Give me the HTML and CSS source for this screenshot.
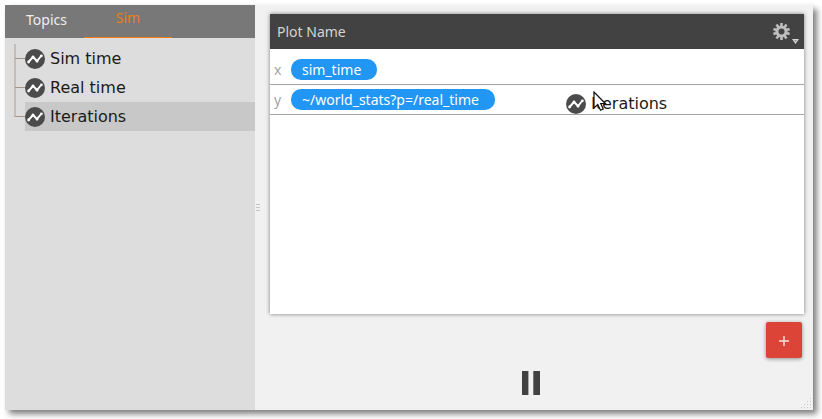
FILE: index.html
```html
<!DOCTYPE html>
<html lang="en">
<head>
<meta charset="utf-8">
<title>Plot</title>
<link rel="stylesheet" href="styles.css">
</head>
<body>
<svg class="defs" aria-hidden="true">
  <symbol id="series" viewBox="0 0 20 20">
    <circle cx="10" cy="10" r="10" fill="#4b4b4b"/>
    <path d="M3.5 13 8 8l4 4 4.500-5.500" fill="none" stroke="#fff" stroke-width="1.900"/>
    <g fill="#fff"><circle cx="3.600" cy="13" r="1.400"/><circle cx="8" cy="8" r="1.500"/><circle cx="12" cy="12" r="1.500"/><circle cx="16.400" cy="6.800" r="1.400"/></g>
  </symbol>
</svg>
<div class="window">
  <aside class="sidebar">
    <nav class="tabs">
      <button class="tab" type="button">Topics</button>
      <button class="tab tab-active" type="button">Sim</button>
    </nav>
    <ul class="tree">
      <li class="item"><svg class="icon"><use href="#series"/></svg>Sim time</li>
      <li class="item"><svg class="icon"><use href="#series"/></svg>Real time</li>
      <li class="item item-selected"><svg class="icon"><use href="#series"/></svg>Iterations</li>
    </ul>
  </aside>
  <div class="splitter"><i></i><i></i><i></i></div>
  <main class="main">
    <section class="plot">
      <header class="plot-header">
        <h1 class="plot-name">Plot Name</h1>
        <button class="settings" type="button" aria-label="Plot settings">
          <svg width="26" height="24" viewBox="0 0 26 24">
            <g fill="none" stroke="#bdbdbd">
              <circle cx="8.500" cy="11.500" r="4.600" stroke-width="3"/>
              <path d="M8.500 3v17M3.500 4.600l10 13.800M.4 8.900l16.200 5.200M.4 14.100l16.200-5.200M3.500 18.400l10-13.800" stroke-width="2.600"/>
            </g>
            <circle cx="8.500" cy="11.500" r="3" fill="#424242"/>
            <path d="M19 19h7l-3.500 5z" fill="#d8d8d8"/>
            <path d="M21 20h3l-1.500 2z" fill="#999"/>
          </svg>
        </button>
      </header>
      <div class="axis"><span class="axis-name">x</span><span class="pill">sim_time</span></div>
      <div class="axis"><span class="axis-name">y</span><span class="pill">~/world_stats?p=/real_time</span></div>
    </section>
    <button class="add" type="button" aria-label="Add plot"><svg width="10" height="12" viewBox="0 0 10 12"><path d="M5 2v10M0 7h10" stroke="#fff" stroke-opacity=".85" stroke-width="1.400"/></svg></button>
    <div class="player">
      <button class="pause" type="button" aria-label="Pause"><svg width="18" height="24"><path d="M0 0h6v24H0zM12 0h6v24h-6z" fill="#424242"/><path d="M6 0h1v24H6z" fill="#aaa"/><path d="M11 0h1v24h-1z" fill="#777"/></svg></button>
    </div>
  </main>
  <svg class="grip" width="11" height="11" viewBox="0 0 11 11"><path d="M9 0h1v1H9zM6 3h1v1H6zM9 3h1v1H9zM3 6h1v1H3zM6 6h1v1H6zM9 6h1v1H9zM0 9h1v1H0zM3 9h1v1H3zM6 9h1v1H6zM9 9h1v1H9z" fill="#c8c8c8"/></svg>
</div>
<div class="drag">
  <svg class="icon"><use href="#series"/></svg>Iterations
  <svg class="cursor" width="14" height="21" viewBox="0 0 14 21"><path d="M1 1v16l3.800-3.500 2.700 5.700 2.800-1.300-2.600-5.400h4.600z" fill="#fff" stroke="#111" stroke-width="1.200"/></svg>
</div>
</body>
</html>
```
FILE: styles.css
```css
* { box-sizing: border-box; }
body {
  margin: 0;
  background: #fff;
  font: 14px/20px "Noto Sans", sans-serif;
}
button { border: 0; padding: 0; font: inherit; cursor: pointer; }
svg { display: block; }
.defs { position: absolute; width: 0; height: 0; }
.window {
  position: relative;
  display: flex;
  min-height: calc(100vh - 14px);
  margin: 5px 9px 9px 5px;
  background: #f1f1f1;
  box-shadow: 4px 4px 6px rgba(0, 0, 0, .5);
}
.sidebar { flex: 0 0 250px; background: #ddd; }
.tabs { display: flex; height: 33px; background: #787878; }
.tab {
  width: 88px;
  padding-bottom: 4px;
  background: none;
  color: #eee;
}
.tab:first-child { width: 79px; padding: 0 0 4px 4px; }
.tab-active {
  padding-bottom: 6px;
  border-bottom: 1px solid #f58113;
  color: #e8801a;
}
.tree {
  position: relative;
  margin: 0;
  padding: 6px 0 0 20px;
  list-style: none;
}
.tree::before {
  content: "";
  position: absolute;
  left: 9px;
  top: 6px;
  bottom: 14px;
  width: 2px;
  background: #c3beb9;
}
.item, .drag {
  display: flex;
  align-items: center;
  gap: 5px;
  color: #1a1a1a;
  font: 16px/20px "DejaVu Sans", sans-serif;
}
.item { position: relative; height: 29px; }
.item::before {
  content: "";
  position: absolute;
  left: -10px;
  top: 14px;
  width: 10px;
  height: 1px;
  background: #a09890;
}
.item-selected { background: #c8c8c8; }
.icon { width: 20px; height: 20px; flex: none; }
.splitter {
  flex: 0 0 15px;
  display: flex;
  flex-direction: column;
  justify-content: center;
  gap: 2px;
  padding-left: 1px;
}
.splitter i { width: 4px; height: 1px; background: #c4c4c4; }
.main {
  flex: 1;
  min-width: 0;
  display: flex;
  flex-direction: column;
  padding: 9px 9px 15px 0;
}
.plot {
  flex: 1;
  background: #fff;
  box-shadow: 0 0 4px rgba(0, 0, 0, .5);
}
.plot-header {
  display: flex;
  align-items: center;
  justify-content: space-between;
  height: 35px;
  margin-bottom: 6px;
  padding: 0 5px 0 7px;
  background: #424242;
}
.plot-name { margin: 0; color: #d4d4d4; font: inherit; }
.settings { background: none; }
.axis {
  display: flex;
  align-items: center;
  height: 30px;
  padding-left: 4px;
  border-bottom: 1px solid #a5a5a5;
}
.axis-name { width: 17px; color: #a5a5a5; }
.pill {
  height: 21px;
  padding: 1px 16px 0 11px;
  border-radius: 10px;
  background: #2196f3;
  color: #fff;
}
.add {
  display: grid;
  place-items: center;
  align-self: flex-end;
  width: 36px;
  height: 36px;
  margin: 8px 2px 13px 0;
  border-radius: 2px;
  background: #db4437;
  box-shadow: 0 1px 4px rgba(0, 0, 0, .4);
}
.player { display: flex; justify-content: center; padding-right: 12px; }
.pause { background: none; }
.grip { position: absolute; right: 1px; bottom: 1px; }
.drag { position: absolute; left: 566px; top: 94px; }
.cursor { position: absolute; left: 27px; top: -3px; }
```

Problem requirements -> Reproduce the material in its entirety and word for word, without the pictures.

Written answer ->
Give me the HTML and CSS source for this screenshot.
FILE: index.html
```html
<!DOCTYPE html>
<html lang="en">
<head>
<meta charset="utf-8">
<title>Plot</title>
<link rel="stylesheet" href="styles.css">
</head>
<body>
<svg class="defs" aria-hidden="true">
  <symbol id="series" viewBox="0 0 20 20">
    <circle cx="10" cy="10" r="10" fill="#4b4b4b"/>
    <path d="M3.5 13 8 8l4 4 4.500-5.500" fill="none" stroke="#fff" stroke-width="1.900"/>
    <g fill="#fff"><circle cx="3.600" cy="13" r="1.400"/><circle cx="8" cy="8" r="1.500"/><circle cx="12" cy="12" r="1.500"/><circle cx="16.400" cy="6.800" r="1.400"/></g>
  </symbol>
</svg>
<div class="window">
  <aside class="sidebar">
    <nav class="tabs">
      <button class="tab" type="button">Topics</button>
      <button class="tab tab-active" type="button">Sim</button>
    </nav>
    <ul class="tree">
      <li class="item"><svg class="icon"><use href="#series"/></svg>Sim time</li>
      <li class="item"><svg class="icon"><use href="#series"/></svg>Real time</li>
      <li class="item item-selected"><svg class="icon"><use href="#series"/></svg>Iterations</li>
    </ul>
  </aside>
  <div class="splitter"><i></i><i></i><i></i></div>
  <main class="main">
    <section class="plot">
      <header class="plot-header">
        <h1 class="plot-name">Plot Name</h1>
        <button class="settings" type="button" aria-label="Plot settings">
          <svg width="26" height="24" viewBox="0 0 26 24">
            <g fill="none" stroke="#bdbdbd">
              <circle cx="8.500" cy="11.500" r="4.600" stroke-width="3"/>
              <path d="M8.500 3v17M3.500 4.600l10 13.800M.4 8.900l16.200 5.200M.4 14.100l16.200-5.200M3.500 18.400l10-13.800" stroke-width="2.600"/>
            </g>
            <circle cx="8.500" cy="11.500" r="3" fill="#424242"/>
            <path d="M19 19h7l-3.500 5z" fill="#d8d8d8"/>
            <path d="M21 20h3l-1.500 2z" fill="#999"/>
          </svg>
        </button>
      </header>
      <div class="axis"><span class="axis-name">x</span><span class="pill">sim_time</span></div>
      <div class="axis"><span class="axis-name">y</span><span class="pill">~/world_stats?p=/real_time</span></div>
    </section>
    <button class="add" type="button" aria-label="Add plot"><svg width="10" height="12" viewBox="0 0 10 12"><path d="M5 2v10M0 7h10" stroke="#fff" stroke-opacity=".85" stroke-width="1.400"/></svg></button>
    <div class="player">
      <button class="pause" type="button" aria-label="Pause"><svg width="18" height="24"><path d="M0 0h6v24H0zM12 0h6v24h-6z" fill="#424242"/><path d="M6 0h1v24H6z" fill="#aaa"/><path d="M11 0h1v24h-1z" fill="#777"/></svg></button>
    </div>
  </main>
  <svg class="grip" width="11" height="11" viewBox="0 0 11 11"><path d="M9 0h1v1H9zM6 3h1v1H6zM9 3h1v1H9zM3 6h1v1H3zM6 6h1v1H6zM9 6h1v1H9zM0 9h1v1H0zM3 9h1v1H3zM6 9h1v1H6zM9 9h1v1H9z" fill="#c8c8c8"/></svg>
</div>
<div class="drag">
  <svg class="icon"><use href="#series"/></svg>Iterations
  <svg class="cursor" width="14" height="21" viewBox="0 0 14 21"><path d="M1 1v16l3.800-3.500 2.700 5.700 2.800-1.300-2.600-5.400h4.600z" fill="#fff" stroke="#111" stroke-width="1.200"/></svg>
</div>
</body>
</html>
```
FILE: styles.css
```css
* { box-sizing: border-box; }
body {
  margin: 0;
  background: #fff;
  font: 14px/20px "Noto Sans", sans-serif;
}
button { border: 0; padding: 0; font: inherit; cursor: pointer; }
svg { display: block; }
.defs { position: absolute; width: 0; height: 0; }
.window {
  position: relative;
  display: flex;
  min-height: calc(100vh - 14px);
  margin: 5px 9px 9px 5px;
  background: #f1f1f1;
  box-shadow: 4px 4px 6px rgba(0, 0, 0, .5);
}
.sidebar { flex: 0 0 250px; background: #ddd; }
.tabs { display: flex; height: 33px; background: #787878; }
.tab {
  width: 88px;
  padding-bottom: 4px;
  background: none;
  color: #eee;
}
.tab:first-child { width: 79px; padding: 0 0 4px 4px; }
.tab-active {
  padding-bottom: 6px;
  border-bottom: 1px solid #f58113;
  color: #e8801a;
}
.tree {
  position: relative;
  margin: 0;
  padding: 6px 0 0 20px;
  list-style: none;
}
.tree::before {
  content: "";
  position: absolute;
  left: 9px;
  top: 6px;
  bottom: 14px;
  width: 2px;
  background: #c3beb9;
}
.item, .drag {
  display: flex;
  align-items: center;
  gap: 5px;
  color: #1a1a1a;
  font: 16px/20px "DejaVu Sans", sans-serif;
}
.item { position: relative; height: 29px; }
.item::before {
  content: "";
  position: absolute;
  left: -10px;
  top: 14px;
  width: 10px;
  height: 1px;
  background: #a09890;
}
.item-selected { background: #c8c8c8; }
.icon { width: 20px; height: 20px; flex: none; }
.splitter {
  flex: 0 0 15px;
  display: flex;
  flex-direction: column;
  justify-content: center;
  gap: 2px;
  padding-left: 1px;
}
.splitter i { width: 4px; height: 1px; background: #c4c4c4; }
.main {
  flex: 1;
  min-width: 0;
  display: flex;
  flex-direction: column;
  padding: 9px 9px 15px 0;
}
.plot {
  flex: 1;
  background: #fff;
  box-shadow: 0 0 4px rgba(0, 0, 0, .5);
}
.plot-header {
  display: flex;
  align-items: center;
  justify-content: space-between;
  height: 35px;
  margin-bottom: 6px;
  padding: 0 5px 0 7px;
  background: #424242;
}
.plot-name { margin: 0; color: #d4d4d4; font: inherit; }
.settings { background: none; }
.axis {
  display: flex;
  align-items: center;
  height: 30px;
  padding-left: 4px;
  border-bottom: 1px solid #a5a5a5;
}
.axis-name { width: 17px; color: #a5a5a5; }
.pill {
  height: 21px;
  padding: 1px 16px 0 11px;
  border-radius: 10px;
  background: #2196f3;
  color: #fff;
}
.add {
  display: grid;
  place-items: center;
  align-self: flex-end;
  width: 36px;
  height: 36px;
  margin: 8px 2px 13px 0;
  border-radius: 2px;
  background: #db4437;
  box-shadow: 0 1px 4px rgba(0, 0, 0, .4);
}
.player { display: flex; justify-content: center; padding-right: 12px; }
.pause { background: none; }
.grip { position: absolute; right: 1px; bottom: 1px; }
.drag { position: absolute; left: 566px; top: 94px; }
.cursor { position: absolute; left: 27px; top: -3px; }
```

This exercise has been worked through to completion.